Copy all of the material word for word, except for the pictures.

(Items from a dataset)
==*==

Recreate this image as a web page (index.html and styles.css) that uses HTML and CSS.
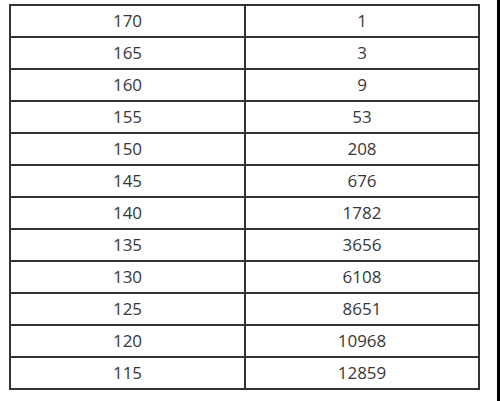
FILE: index.html
```html
<!DOCTYPE html>
<html>
<head>
<meta charset="utf-8">
<link rel="stylesheet" href="styles.css">
</head>
<body>
<div class="page">
  <div class="grid">
    <div class="cell">170</div><div class="cell">1</div>
    <div class="cell">165</div><div class="cell">3</div>
    <div class="cell">160</div><div class="cell">9</div>
    <div class="cell">155</div><div class="cell">53</div>
    <div class="cell">150</div><div class="cell">208</div>
    <div class="cell">145</div><div class="cell">676</div>
    <div class="cell">140</div><div class="cell">1782</div>
    <div class="cell">135</div><div class="cell">3656</div>
    <div class="cell">130</div><div class="cell">6108</div>
    <div class="cell">125</div><div class="cell">8651</div>
    <div class="cell">120</div><div class="cell">10968</div>
    <div class="cell">115</div><div class="cell">12859</div>
  </div>
  <div class="edge"></div>
</div>
</body>
</html>
```
FILE: styles.css
```css
html, body {
  margin: 0;
  padding: 0;
  background: #ffffff;
}
.page {
  width: 500px;
  height: 401px;
  display: flex;
  justify-content: space-between;
  align-items: flex-start;
}
.grid {
  margin-left: 9px;
  margin-top: 4px;
  display: grid;
  grid-template-columns: 233px 232px;
  grid-auto-rows: 30px;
  gap: 2px;
  padding: 2px;
  background: #333333;
}
.cell {
  background: #ffffff;
  color: #383838;
  font-family: "Open Sans", "DejaVu Sans", sans-serif;
  font-size: 17px;
  font-weight: 400;
  line-height: 30px;
  text-align: center;
}
.edge {
  width: 3px;
  height: 401px;
  background: #000000;
}
```
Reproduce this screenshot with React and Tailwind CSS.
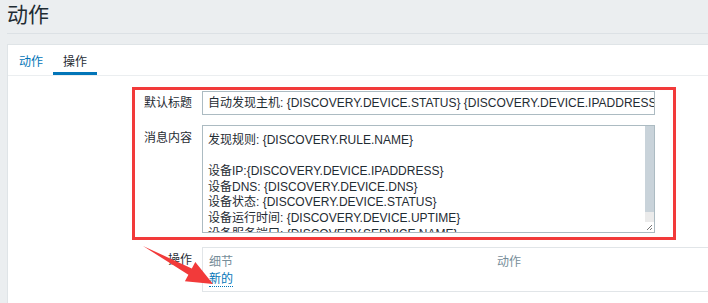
import React from 'react';

const font = { fontFamily: '"Liberation Sans", "Noto Sans CJK SC", sans-serif' };

const messageLines = [
  '发现规则: {DISCOVERY.RULE.NAME}',
  '',
  '设备IP:{DISCOVERY.DEVICE.IPADDRESS}',
  '设备DNS: {DISCOVERY.DEVICE.DNS}',
  '设备状态: {DISCOVERY.DEVICE.STATUS}',
  '设备运行时间: {DISCOVERY.DEVICE.UPTIME}',
  '设备服务端口: {DISCOVERY.SERVICE.NAME}',
];

export default function App() {
  return (
    <div className="relative h-[303px] overflow-hidden bg-[#ebeef0] pl-[7px] text-[#1f2c33]" style={font}>
      {/* Page title */}
      <div className="h-[34px] border-b border-[#dce1e5] pt-[1px] text-[21px] leading-[28px]">动作</div>

      {/* Main panel */}
      <div className="mt-[10px] h-[260px] border-l border-t border-[#dfe4e7] bg-white">
        <div className="flex h-[31px] border-b border-[#ebeef0] pl-px text-[12px]">
          <div className="px-[10px] pt-[8px] text-[#0275b8]">动作</div>
          <div className="border-b-[3px] border-[#0275b8] px-[10px] pt-[8px]">操作</div>
        </div>

        <div className="flex flex-col pt-[15px] text-[12px]">
          {/* Default subject */}
          <div className="flex items-center">
            <div className="w-[194px] pr-[10px] text-right">默认标题</div>
            <div className="flex h-[24px] w-[453px] items-center overflow-hidden whitespace-nowrap border border-[#acbbc2] px-[5px]">
              自动发现主机: {'{DISCOVERY.DEVICE.STATUS} {DISCOVERY.DEVICE.IPADDRESS}'}
            </div>
          </div>

          {/* Message */}
          <div className="mt-[10px] flex items-start">
            <div className="w-[194px] pr-[10px] pt-[4px] text-right">消息内容</div>
            <div className="flex h-[108px] w-[453px] border border-[#acbbc2]">
              <div className="flex-1 overflow-hidden whitespace-nowrap px-[5px] pt-[7px] leading-[15.6px]">
                {messageLines.map((line, i) => (
                  <div key={i} className="h-[15.6px]">{line}</div>
                ))}
              </div>
              <div className="flex w-[9px] flex-col">
                <div className="flex-1 bg-[#c9d3da]"></div>
                <div className="h-[10px] bg-[#ebebeb]"></div>
                <div className="relative h-[10px] bg-white">
                  <svg width="9" height="10" className="absolute inset-0">
                    <path d="M2 8 L7 3 M5 8 L7 6" stroke="#777" strokeWidth="1" />
                  </svg>
                </div>
              </div>
            </div>
          </div>

          {/* Operations */}
          <div className="mt-[14px] flex items-start">
            <div className="w-[194px] pr-[10px] pt-[4px] text-right">操作</div>
            <div className="h-[45px] flex-1 border-b border-l border-t border-[#e1e5e8] pl-[6px] pt-[5px]">
              <div className="flex text-[#768d99]">
                <div className="w-[288px]">细节</div>
                <div>动作</div>
              </div>
              <div className="-mt-px">
                <span className="border-b border-dotted border-[#0275b8] text-[#0275b8]">新的</span>
              </div>
            </div>
          </div>
        </div>
      </div>

      {/* Annotation: red box */}
      <div className="pointer-events-none absolute left-[132px] top-[87px] h-[153px] w-[544px] border-[3px] border-[#f23a3a]"></div>

      {/* Annotation: red arrow */}
      <svg className="pointer-events-none absolute left-0 top-0" width="708" height="303">
        <polygon
          points="143,246 191.8,268.5 195.3,261.9 213,284 184.9,281.3 188.4,274.7"
          fill="#f23a3a"
        />
      </svg>
    </div>
  );
}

==*==

**RESULT BELOW:**
Recreate this image as a web page (index.html and styles.css) that uses HTML and CSS.
FILE: index.html
```html
<!DOCTYPE html>
<html>
<head>
<meta charset="utf-8">
<link rel="stylesheet" href="styles.css">
</head>
<body>
<div class="page">
  <div class="grid">
    <div class="cell">170</div><div class="cell">1</div>
    <div class="cell">165</div><div class="cell">3</div>
    <div class="cell">160</div><div class="cell">9</div>
    <div class="cell">155</div><div class="cell">53</div>
    <div class="cell">150</div><div class="cell">208</div>
    <div class="cell">145</div><div class="cell">676</div>
    <div class="cell">140</div><div class="cell">1782</div>
    <div class="cell">135</div><div class="cell">3656</div>
    <div class="cell">130</div><div class="cell">6108</div>
    <div class="cell">125</div><div class="cell">8651</div>
    <div class="cell">120</div><div class="cell">10968</div>
    <div class="cell">115</div><div class="cell">12859</div>
  </div>
  <div class="edge"></div>
</div>
</body>
</html>
```
FILE: styles.css
```css
html, body {
  margin: 0;
  padding: 0;
  background: #ffffff;
}
.page {
  width: 500px;
  height: 401px;
  display: flex;
  justify-content: space-between;
  align-items: flex-start;
}
.grid {
  margin-left: 9px;
  margin-top: 4px;
  display: grid;
  grid-template-columns: 233px 232px;
  grid-auto-rows: 30px;
  gap: 2px;
  padding: 2px;
  background: #333333;
}
.cell {
  background: #ffffff;
  color: #383838;
  font-family: "Open Sans", "DejaVu Sans", sans-serif;
  font-size: 17px;
  font-weight: 400;
  line-height: 30px;
  text-align: center;
}
.edge {
  width: 3px;
  height: 401px;
  background: #000000;
}
```
Reproduce this screenshot with React and Tailwind CSS.
import React from 'react';

const font = { fontFamily: '"Liberation Sans", "Noto Sans CJK SC", sans-serif' };

const messageLines = [
  '发现规则: {DISCOVERY.RULE.NAME}',
  '',
  '设备IP:{DISCOVERY.DEVICE.IPADDRESS}',
  '设备DNS: {DISCOVERY.DEVICE.DNS}',
  '设备状态: {DISCOVERY.DEVICE.STATUS}',
  '设备运行时间: {DISCOVERY.DEVICE.UPTIME}',
  '设备服务端口: {DISCOVERY.SERVICE.NAME}',
];

export default function App() {
  return (
    <div className="relative h-[303px] overflow-hidden bg-[#ebeef0] pl-[7px] text-[#1f2c33]" style={font}>
      {/* Page title */}
      <div className="h-[34px] border-b border-[#dce1e5] pt-[1px] text-[21px] leading-[28px]">动作</div>

      {/* Main panel */}
      <div className="mt-[10px] h-[260px] border-l border-t border-[#dfe4e7] bg-white">
        <div className="flex h-[31px] border-b border-[#ebeef0] pl-px text-[12px]">
          <div className="px-[10px] pt-[8px] text-[#0275b8]">动作</div>
          <div className="border-b-[3px] border-[#0275b8] px-[10px] pt-[8px]">操作</div>
        </div>

        <div className="flex flex-col pt-[15px] text-[12px]">
          {/* Default subject */}
          <div className="flex items-center">
            <div className="w-[194px] pr-[10px] text-right">默认标题</div>
            <div className="flex h-[24px] w-[453px] items-center overflow-hidden whitespace-nowrap border border-[#acbbc2] px-[5px]">
              自动发现主机: {'{DISCOVERY.DEVICE.STATUS} {DISCOVERY.DEVICE.IPADDRESS}'}
            </div>
          </div>

          {/* Message */}
          <div className="mt-[10px] flex items-start">
            <div className="w-[194px] pr-[10px] pt-[4px] text-right">消息内容</div>
            <div className="flex h-[108px] w-[453px] border border-[#acbbc2]">
              <div className="flex-1 overflow-hidden whitespace-nowrap px-[5px] pt-[7px] leading-[15.6px]">
                {messageLines.map((line, i) => (
                  <div key={i} className="h-[15.6px]">{line}</div>
                ))}
              </div>
              <div className="flex w-[9px] flex-col">
                <div className="flex-1 bg-[#c9d3da]"></div>
                <div className="h-[10px] bg-[#ebebeb]"></div>
                <div className="relative h-[10px] bg-white">
                  <svg width="9" height="10" className="absolute inset-0">
                    <path d="M2 8 L7 3 M5 8 L7 6" stroke="#777" strokeWidth="1" />
                  </svg>
                </div>
              </div>
            </div>
          </div>

          {/* Operations */}
          <div className="mt-[14px] flex items-start">
            <div className="w-[194px] pr-[10px] pt-[4px] text-right">操作</div>
            <div className="h-[45px] flex-1 border-b border-l border-t border-[#e1e5e8] pl-[6px] pt-[5px]">
              <div className="flex text-[#768d99]">
                <div className="w-[288px]">细节</div>
                <div>动作</div>
              </div>
              <div className="-mt-px">
                <span className="border-b border-dotted border-[#0275b8] text-[#0275b8]">新的</span>
              </div>
            </div>
          </div>
        </div>
      </div>

      {/* Annotation: red box */}
      <div className="pointer-events-none absolute left-[132px] top-[87px] h-[153px] w-[544px] border-[3px] border-[#f23a3a]"></div>

      {/* Annotation: red arrow */}
      <svg className="pointer-events-none absolute left-0 top-0" width="708" height="303">
        <polygon
          points="143,246 191.8,268.5 195.3,261.9 213,284 184.9,281.3 188.4,274.7"
          fill="#f23a3a"
        />
      </svg>
    </div>
  );
}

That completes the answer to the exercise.